Data provided:
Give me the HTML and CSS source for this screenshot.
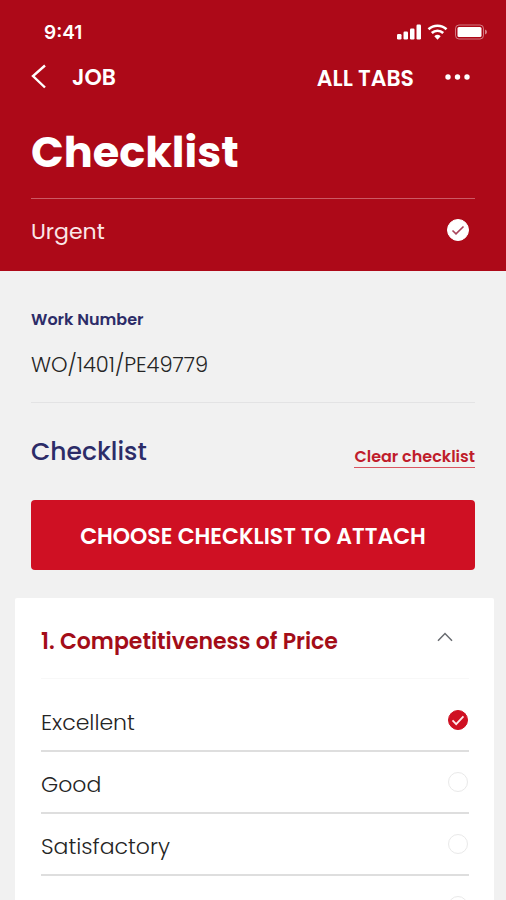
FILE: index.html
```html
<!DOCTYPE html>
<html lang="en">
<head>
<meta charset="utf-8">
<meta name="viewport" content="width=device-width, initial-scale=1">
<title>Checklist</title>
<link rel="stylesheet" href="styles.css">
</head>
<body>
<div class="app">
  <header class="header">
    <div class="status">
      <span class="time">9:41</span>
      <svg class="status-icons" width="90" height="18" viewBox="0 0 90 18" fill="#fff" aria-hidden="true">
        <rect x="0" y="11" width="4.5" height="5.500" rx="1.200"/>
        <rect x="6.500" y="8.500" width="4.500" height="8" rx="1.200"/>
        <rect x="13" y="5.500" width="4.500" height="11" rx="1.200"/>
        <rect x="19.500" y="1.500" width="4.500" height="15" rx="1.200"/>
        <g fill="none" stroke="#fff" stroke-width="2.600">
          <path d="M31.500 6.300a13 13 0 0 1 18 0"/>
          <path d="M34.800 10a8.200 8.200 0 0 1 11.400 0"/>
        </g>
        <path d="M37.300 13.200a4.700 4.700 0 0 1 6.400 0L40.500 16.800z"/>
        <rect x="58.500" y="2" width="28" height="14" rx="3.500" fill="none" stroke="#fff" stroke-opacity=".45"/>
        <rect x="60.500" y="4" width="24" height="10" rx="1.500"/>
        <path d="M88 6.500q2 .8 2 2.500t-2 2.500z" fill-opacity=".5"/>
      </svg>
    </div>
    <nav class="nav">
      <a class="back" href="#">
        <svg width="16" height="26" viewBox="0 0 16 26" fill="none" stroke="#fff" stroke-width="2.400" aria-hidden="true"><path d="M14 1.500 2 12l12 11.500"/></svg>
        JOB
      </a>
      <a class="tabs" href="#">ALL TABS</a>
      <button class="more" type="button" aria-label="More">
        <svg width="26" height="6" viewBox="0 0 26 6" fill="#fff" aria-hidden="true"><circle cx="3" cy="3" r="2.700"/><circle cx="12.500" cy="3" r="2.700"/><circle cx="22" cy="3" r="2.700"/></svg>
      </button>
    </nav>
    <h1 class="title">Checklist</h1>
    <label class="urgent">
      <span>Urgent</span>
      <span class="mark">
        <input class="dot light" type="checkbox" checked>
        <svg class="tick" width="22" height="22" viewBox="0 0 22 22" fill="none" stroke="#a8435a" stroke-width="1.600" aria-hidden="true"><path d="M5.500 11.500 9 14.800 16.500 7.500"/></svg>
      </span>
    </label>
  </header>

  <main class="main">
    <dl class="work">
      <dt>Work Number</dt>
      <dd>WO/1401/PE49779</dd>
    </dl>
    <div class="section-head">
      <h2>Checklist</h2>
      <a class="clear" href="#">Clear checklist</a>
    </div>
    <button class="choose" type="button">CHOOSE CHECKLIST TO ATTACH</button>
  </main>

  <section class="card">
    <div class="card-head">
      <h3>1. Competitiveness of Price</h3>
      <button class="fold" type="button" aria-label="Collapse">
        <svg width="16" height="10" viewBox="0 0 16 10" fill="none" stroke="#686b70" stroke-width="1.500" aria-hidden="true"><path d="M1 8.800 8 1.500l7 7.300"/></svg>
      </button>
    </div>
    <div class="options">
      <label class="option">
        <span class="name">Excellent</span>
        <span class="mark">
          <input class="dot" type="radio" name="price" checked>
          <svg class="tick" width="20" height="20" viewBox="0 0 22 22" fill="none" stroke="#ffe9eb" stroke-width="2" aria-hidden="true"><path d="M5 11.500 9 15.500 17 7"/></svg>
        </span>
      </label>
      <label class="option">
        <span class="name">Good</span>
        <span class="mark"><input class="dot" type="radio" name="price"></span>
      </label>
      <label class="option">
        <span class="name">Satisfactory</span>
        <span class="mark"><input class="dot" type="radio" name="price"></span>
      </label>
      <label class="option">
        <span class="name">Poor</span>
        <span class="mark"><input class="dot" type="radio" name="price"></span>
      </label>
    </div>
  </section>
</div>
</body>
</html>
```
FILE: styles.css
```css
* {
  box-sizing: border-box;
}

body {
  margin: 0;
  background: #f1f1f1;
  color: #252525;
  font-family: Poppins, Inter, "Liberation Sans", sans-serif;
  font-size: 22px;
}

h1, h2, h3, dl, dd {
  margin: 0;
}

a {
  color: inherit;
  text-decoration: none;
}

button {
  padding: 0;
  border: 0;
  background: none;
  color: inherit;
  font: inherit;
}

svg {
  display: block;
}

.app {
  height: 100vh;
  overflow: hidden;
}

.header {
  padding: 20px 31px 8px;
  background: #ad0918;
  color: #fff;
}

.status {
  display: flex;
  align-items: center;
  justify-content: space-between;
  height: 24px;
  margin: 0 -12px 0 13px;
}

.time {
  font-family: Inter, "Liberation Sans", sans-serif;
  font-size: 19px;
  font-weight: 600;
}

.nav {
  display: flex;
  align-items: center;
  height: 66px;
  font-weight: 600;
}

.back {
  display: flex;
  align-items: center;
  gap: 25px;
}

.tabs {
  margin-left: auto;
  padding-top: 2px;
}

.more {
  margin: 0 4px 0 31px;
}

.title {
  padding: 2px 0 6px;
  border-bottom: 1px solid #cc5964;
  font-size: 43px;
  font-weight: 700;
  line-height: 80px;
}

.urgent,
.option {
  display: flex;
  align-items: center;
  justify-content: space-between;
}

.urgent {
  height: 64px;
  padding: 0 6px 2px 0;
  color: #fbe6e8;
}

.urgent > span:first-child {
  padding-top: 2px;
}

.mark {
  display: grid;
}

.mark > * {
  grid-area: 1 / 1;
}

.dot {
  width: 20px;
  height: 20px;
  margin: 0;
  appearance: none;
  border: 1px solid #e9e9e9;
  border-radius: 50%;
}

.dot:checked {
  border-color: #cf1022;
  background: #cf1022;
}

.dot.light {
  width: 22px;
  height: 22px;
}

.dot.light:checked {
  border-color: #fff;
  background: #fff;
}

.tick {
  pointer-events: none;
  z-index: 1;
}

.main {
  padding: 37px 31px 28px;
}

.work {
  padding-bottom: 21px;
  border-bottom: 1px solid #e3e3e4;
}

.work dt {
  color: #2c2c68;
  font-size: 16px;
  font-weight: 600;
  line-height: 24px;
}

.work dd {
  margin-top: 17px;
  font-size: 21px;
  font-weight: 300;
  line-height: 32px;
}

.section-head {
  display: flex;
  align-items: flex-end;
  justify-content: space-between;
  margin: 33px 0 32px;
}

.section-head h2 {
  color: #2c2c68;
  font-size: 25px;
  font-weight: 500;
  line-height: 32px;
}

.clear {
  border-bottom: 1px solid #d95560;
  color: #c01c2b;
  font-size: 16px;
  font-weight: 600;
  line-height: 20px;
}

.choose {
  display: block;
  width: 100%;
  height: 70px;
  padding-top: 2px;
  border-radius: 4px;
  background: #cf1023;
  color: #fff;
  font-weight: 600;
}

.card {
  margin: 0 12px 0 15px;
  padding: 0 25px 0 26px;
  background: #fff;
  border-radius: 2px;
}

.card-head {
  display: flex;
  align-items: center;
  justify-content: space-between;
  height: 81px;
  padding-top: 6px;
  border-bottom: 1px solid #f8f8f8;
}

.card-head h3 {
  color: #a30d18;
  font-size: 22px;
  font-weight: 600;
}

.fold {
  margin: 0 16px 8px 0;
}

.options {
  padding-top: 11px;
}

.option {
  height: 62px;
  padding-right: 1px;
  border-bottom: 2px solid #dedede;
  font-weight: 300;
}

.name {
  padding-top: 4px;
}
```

Given problem: Write the full listing out again with every line unchanged, but include no pictures.

Response:
Give me the HTML and CSS source for this screenshot.
FILE: index.html
```html
<!DOCTYPE html>
<html lang="en">
<head>
<meta charset="utf-8">
<meta name="viewport" content="width=device-width, initial-scale=1">
<title>Checklist</title>
<link rel="stylesheet" href="styles.css">
</head>
<body>
<div class="app">
  <header class="header">
    <div class="status">
      <span class="time">9:41</span>
      <svg class="status-icons" width="90" height="18" viewBox="0 0 90 18" fill="#fff" aria-hidden="true">
        <rect x="0" y="11" width="4.5" height="5.500" rx="1.200"/>
        <rect x="6.500" y="8.500" width="4.500" height="8" rx="1.200"/>
        <rect x="13" y="5.500" width="4.500" height="11" rx="1.200"/>
        <rect x="19.500" y="1.500" width="4.500" height="15" rx="1.200"/>
        <g fill="none" stroke="#fff" stroke-width="2.600">
          <path d="M31.500 6.300a13 13 0 0 1 18 0"/>
          <path d="M34.800 10a8.200 8.200 0 0 1 11.400 0"/>
        </g>
        <path d="M37.300 13.200a4.700 4.700 0 0 1 6.400 0L40.500 16.800z"/>
        <rect x="58.500" y="2" width="28" height="14" rx="3.500" fill="none" stroke="#fff" stroke-opacity=".45"/>
        <rect x="60.500" y="4" width="24" height="10" rx="1.500"/>
        <path d="M88 6.500q2 .8 2 2.500t-2 2.500z" fill-opacity=".5"/>
      </svg>
    </div>
    <nav class="nav">
      <a class="back" href="#">
        <svg width="16" height="26" viewBox="0 0 16 26" fill="none" stroke="#fff" stroke-width="2.400" aria-hidden="true"><path d="M14 1.500 2 12l12 11.500"/></svg>
        JOB
      </a>
      <a class="tabs" href="#">ALL TABS</a>
      <button class="more" type="button" aria-label="More">
        <svg width="26" height="6" viewBox="0 0 26 6" fill="#fff" aria-hidden="true"><circle cx="3" cy="3" r="2.700"/><circle cx="12.500" cy="3" r="2.700"/><circle cx="22" cy="3" r="2.700"/></svg>
      </button>
    </nav>
    <h1 class="title">Checklist</h1>
    <label class="urgent">
      <span>Urgent</span>
      <span class="mark">
        <input class="dot light" type="checkbox" checked>
        <svg class="tick" width="22" height="22" viewBox="0 0 22 22" fill="none" stroke="#a8435a" stroke-width="1.600" aria-hidden="true"><path d="M5.500 11.500 9 14.800 16.500 7.500"/></svg>
      </span>
    </label>
  </header>

  <main class="main">
    <dl class="work">
      <dt>Work Number</dt>
      <dd>WO/1401/PE49779</dd>
    </dl>
    <div class="section-head">
      <h2>Checklist</h2>
      <a class="clear" href="#">Clear checklist</a>
    </div>
    <button class="choose" type="button">CHOOSE CHECKLIST TO ATTACH</button>
  </main>

  <section class="card">
    <div class="card-head">
      <h3>1. Competitiveness of Price</h3>
      <button class="fold" type="button" aria-label="Collapse">
        <svg width="16" height="10" viewBox="0 0 16 10" fill="none" stroke="#686b70" stroke-width="1.500" aria-hidden="true"><path d="M1 8.800 8 1.500l7 7.300"/></svg>
      </button>
    </div>
    <div class="options">
      <label class="option">
        <span class="name">Excellent</span>
        <span class="mark">
          <input class="dot" type="radio" name="price" checked>
          <svg class="tick" width="20" height="20" viewBox="0 0 22 22" fill="none" stroke="#ffe9eb" stroke-width="2" aria-hidden="true"><path d="M5 11.500 9 15.500 17 7"/></svg>
        </span>
      </label>
      <label class="option">
        <span class="name">Good</span>
        <span class="mark"><input class="dot" type="radio" name="price"></span>
      </label>
      <label class="option">
        <span class="name">Satisfactory</span>
        <span class="mark"><input class="dot" type="radio" name="price"></span>
      </label>
      <label class="option">
        <span class="name">Poor</span>
        <span class="mark"><input class="dot" type="radio" name="price"></span>
      </label>
    </div>
  </section>
</div>
</body>
</html>
```
FILE: styles.css
```css
* {
  box-sizing: border-box;
}

body {
  margin: 0;
  background: #f1f1f1;
  color: #252525;
  font-family: Poppins, Inter, "Liberation Sans", sans-serif;
  font-size: 22px;
}

h1, h2, h3, dl, dd {
  margin: 0;
}

a {
  color: inherit;
  text-decoration: none;
}

button {
  padding: 0;
  border: 0;
  background: none;
  color: inherit;
  font: inherit;
}

svg {
  display: block;
}

.app {
  height: 100vh;
  overflow: hidden;
}

.header {
  padding: 20px 31px 8px;
  background: #ad0918;
  color: #fff;
}

.status {
  display: flex;
  align-items: center;
  justify-content: space-between;
  height: 24px;
  margin: 0 -12px 0 13px;
}

.time {
  font-family: Inter, "Liberation Sans", sans-serif;
  font-size: 19px;
  font-weight: 600;
}

.nav {
  display: flex;
  align-items: center;
  height: 66px;
  font-weight: 600;
}

.back {
  display: flex;
  align-items: center;
  gap: 25px;
}

.tabs {
  margin-left: auto;
  padding-top: 2px;
}

.more {
  margin: 0 4px 0 31px;
}

.title {
  padding: 2px 0 6px;
  border-bottom: 1px solid #cc5964;
  font-size: 43px;
  font-weight: 700;
  line-height: 80px;
}

.urgent,
.option {
  display: flex;
  align-items: center;
  justify-content: space-between;
}

.urgent {
  height: 64px;
  padding: 0 6px 2px 0;
  color: #fbe6e8;
}

.urgent > span:first-child {
  padding-top: 2px;
}

.mark {
  display: grid;
}

.mark > * {
  grid-area: 1 / 1;
}

.dot {
  width: 20px;
  height: 20px;
  margin: 0;
  appearance: none;
  border: 1px solid #e9e9e9;
  border-radius: 50%;
}

.dot:checked {
  border-color: #cf1022;
  background: #cf1022;
}

.dot.light {
  width: 22px;
  height: 22px;
}

.dot.light:checked {
  border-color: #fff;
  background: #fff;
}

.tick {
  pointer-events: none;
  z-index: 1;
}

.main {
  padding: 37px 31px 28px;
}

.work {
  padding-bottom: 21px;
  border-bottom: 1px solid #e3e3e4;
}

.work dt {
  color: #2c2c68;
  font-size: 16px;
  font-weight: 600;
  line-height: 24px;
}

.work dd {
  margin-top: 17px;
  font-size: 21px;
  font-weight: 300;
  line-height: 32px;
}

.section-head {
  display: flex;
  align-items: flex-end;
  justify-content: space-between;
  margin: 33px 0 32px;
}

.section-head h2 {
  color: #2c2c68;
  font-size: 25px;
  font-weight: 500;
  line-height: 32px;
}

.clear {
  border-bottom: 1px solid #d95560;
  color: #c01c2b;
  font-size: 16px;
  font-weight: 600;
  line-height: 20px;
}

.choose {
  display: block;
  width: 100%;
  height: 70px;
  padding-top: 2px;
  border-radius: 4px;
  background: #cf1023;
  color: #fff;
  font-weight: 600;
}

.card {
  margin: 0 12px 0 15px;
  padding: 0 25px 0 26px;
  background: #fff;
  border-radius: 2px;
}

.card-head {
  display: flex;
  align-items: center;
  justify-content: space-between;
  height: 81px;
  padding-top: 6px;
  border-bottom: 1px solid #f8f8f8;
}

.card-head h3 {
  color: #a30d18;
  font-size: 22px;
  font-weight: 600;
}

.fold {
  margin: 0 16px 8px 0;
}

.options {
  padding-top: 11px;
}

.option {
  height: 62px;
  padding-right: 1px;
  border-bottom: 2px solid #dedede;
  font-weight: 300;
}

.name {
  padding-top: 4px;
}
```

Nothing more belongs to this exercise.